In limine litis, la défenderesse représentée par un membre de la CENA, Maître Freddy HOUNGBEDJI soulève l’incompétence de la Cour pour connaître des contestations élevées par l’ANCB, lesquelles constituent selon elle un recours en interprétation du Code électoral dans la mesure où la CENA « n’a pris ni rendu publique aucune décision portant interprétation ou modalités d’application » du Code électoral. La compétence est polysémique. Il faut l’entendre ici comme le pouvoir reconnu à une juridiction de connaître d’un litige. Pour se prononcer sur sa compétence, le juge fait appel aux considérations de forme et de fond. En l’espèce, le juge se montre pédagogique, presque professoral en rappelant que « la typologie du contentieux électoral, qu’elle soit sous l’angle jurisprudentiel ou doctrinal, embrasse toutes les opérations relatives à l’élection, qu’il s’agisse des actes préparatoires, d’organisation, de proclamation des résultats et de répartition des sièges et relève de la compétence du même juge, à moins que la loi en dispose autrement ».
La chambre administrative de la Cour suprême en tire deux déductions. La première : les mesures prises par la CENA ou qu’elle envisage de prendre et que conteste l’ANCB entrent bien dans l’ensemble des actes préparatoires des élections communales. Sont préparatoires, les actes qui préparent et annoncent la prise de décision qui elle produira des effets juridiques. Ils sont en principe dénués d’effets juridiques et ne peuvent en tant que tels faire l’objet de recours pour excès de pouvoir car leur annulation n’aurait aucun intérêt pour le droit objectif et positif.
La seconde : les mesures contestées sont susceptibles de recours devant le juge électoral. La difficulté réside dans le fait que la requérante a saisi la chambre administrative de la Cour suprême. La haute juridiction trouve la solution pour racheter la requérante en considérant que les moyens au fondement du recours ont été exclusivement tirés du Code électoral et ont trait à l’organisation des élections communales. Dès lors, conclut la juridiction saisie, la requérante a entendu sans aucun doute s’adresser au juge électoral qui se reconnaît ainsi compétent. Très opportunément, le juge rappelle que ce type de contentieux électoral n’est soumis suivant la doctrine et la jurisprudence à aucune exigence de délai ni de forme.
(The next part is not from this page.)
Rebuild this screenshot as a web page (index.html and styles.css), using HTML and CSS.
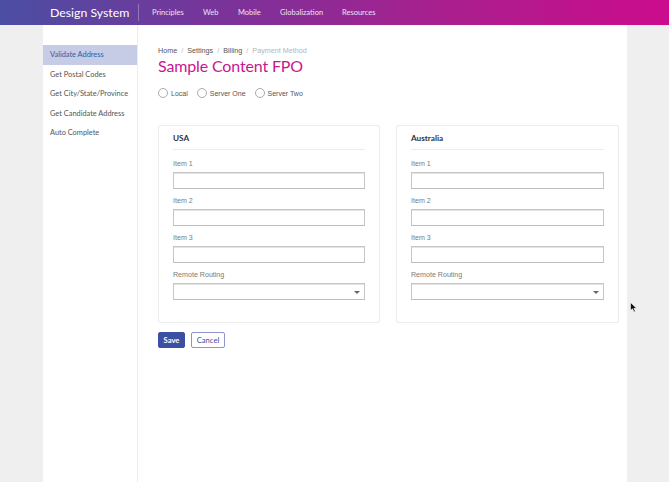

Dès lors, si la compétence permet de vérifier si le requérant est à la bonne porte, la recevabilité permet de s’assurer que le requérant à la clé d’accès au juge.
B- la recevabilité du recours
Les conditions de recevabilité d’un recours adressé au juge administratif en général, au juge électoral en particulier sont celles qui permettent au juge compétent d’examiner l’affaire au fond. La recevabilité est d’une importance telle qu’elle est d’ordre public ; ce qui signifie qu’elle peut être soulevée par le juge de sa propre initiative. Elle conduit le juge à rechercher l’intérêt et/ou la qualité pour agir.
C’est à cette enquête que se livre le juge électoral de la Cour suprême du Bénin en l’espèce. Ce qui lui permet de s’assurer de la justiciabilité des mesures contestées par l’ANCB.
D’emblée, la CENA a soulevé l’irrecevabilité du recours motif pris de ce que l’ANCB n’est pas un parti politique et ne justifie d’aucune qualité, ni d’aucun intérêt à agir, surtout que la défenderesse n’a pris aucun acte susceptible d’être déféré au juge électoral. Pour son représentant, les simples propos tenus au cours d’un atelier ne constituent pas des décisions ou des actes justiciables.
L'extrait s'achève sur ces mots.